Visitors to the U.S. Department of Education’s “Doing What Works” Web site can find out the answers to these questions and much more. Just click on, and enjoy an engaging and interactive experience with Psychology of Learning: How to Organize Your Teaching, the latest addition to the site, which will empower educators and administrators with research-based strategies to help instructors organize their teaching and improve student learning.

“These research-based practices can be helpful to every teacher, no matter what grade level or subject area they teach,” U.S. Secretary of Education Margaret Spellings said. “It’s wonderful that research gives us such clear guidance on how to best structure teaching to be most effective to increase student achievement. The Doing What Works site makes these practices come alive in a very useable, helpful way for all teachers.”

The “Doing What Works” site offers a user-friendly interface to quickly locate teaching practices that have been found effective by entities such as the Institute of Education Sciences (IES), the Department’s research arm. In addition, it cites examples of possible ways, although not necessarily the only ways, teachers and designers of teaching materials may use this research to help students reach their academic potential.

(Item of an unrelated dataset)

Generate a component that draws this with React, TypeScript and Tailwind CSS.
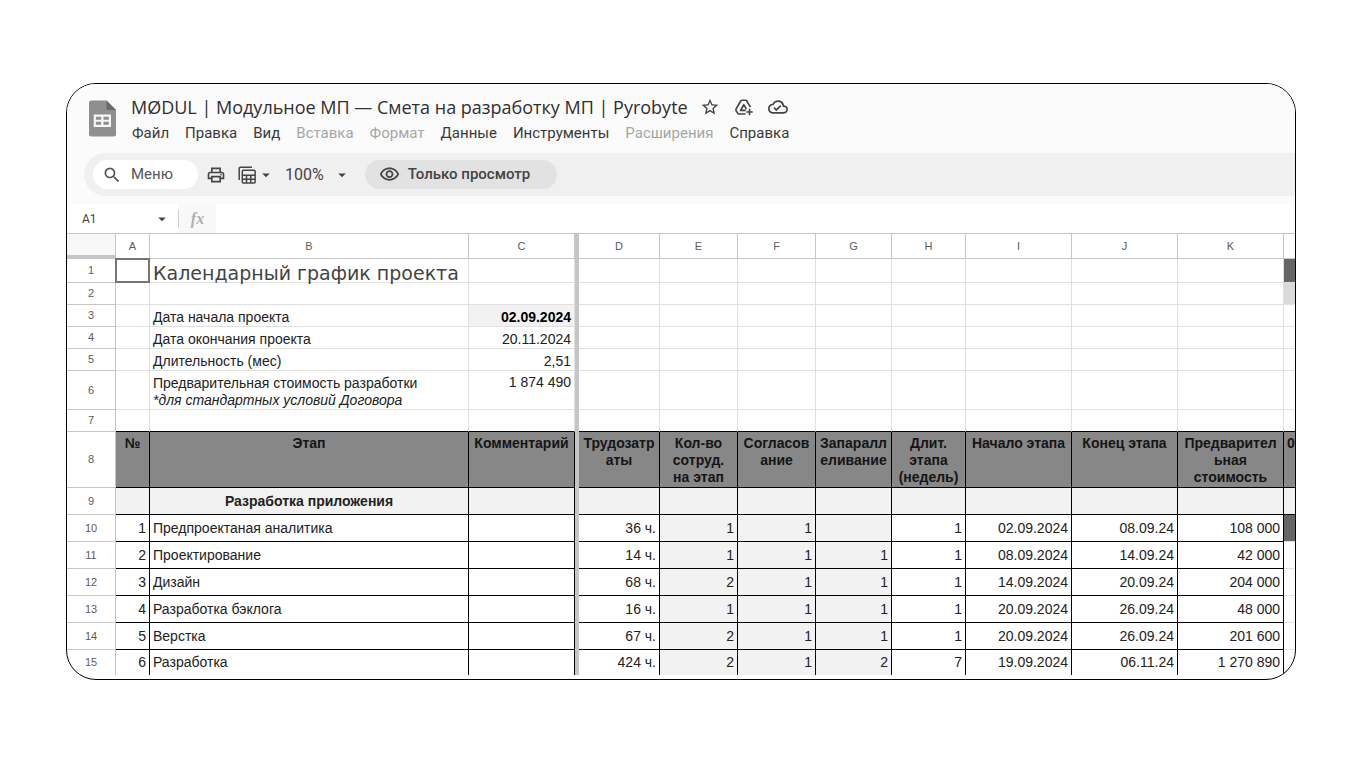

This latest addition is based on an IES What Works Clearinghouse Practice Guide called Organizing Instruction and Study to Improve Student Learning, which was released in September 2007.

Some of the practices described include:

* Space learning over time with review and quizzing.
A key aspect of effective teaching and learning is promoting the ability of students to retain information over the course of the school year and beyond. Research has shown that exposing students to key concepts and facts on at least two occasions, separated by several weeks to several months, greatly reduces the rate at which information is forgotten. This is easily accomplished by spacing and reviewing material over time with short quizzes, review games, targeted homework assignments, and exams.
* Alternate worked examples with problem-solving practice.
Students learn more when worked examples, or solved problems, are alternated with problems to be solved. For example, teachers can demonstrate solving a single problem, then have students practice on a similar problem, which is followed by another problem demonstration and opportunity for practice. The benefits are that students learn effective problem-solving strategies, can transfer these strategies more easily, and solve problems faster.
* Connect abstract and concrete representations of concepts.
Connecting abstract ideas with concrete contexts can help students understand challenging topics and transfer their understanding to new situations. There are a range of ways teachers can connect the abstract and the concrete, including stories, simulations, hands-on activities, visual representations, and real-world problem solving.
* Use higher-order questions to help students build explanations.
Across subject areas, when teachers ask higher-order questions and provide rich opportunities for students to develop explanations, learning is enhanced. The implementation of this practice ranges from creating units of study that provoke question-asking and discussion to simply having students explain their thinking after solving a problem.

The Department’s Office of Planning, Evaluation & Policy Development leads the “Doing What Works” site. Other offices and programs within the Department also assist in the initiative.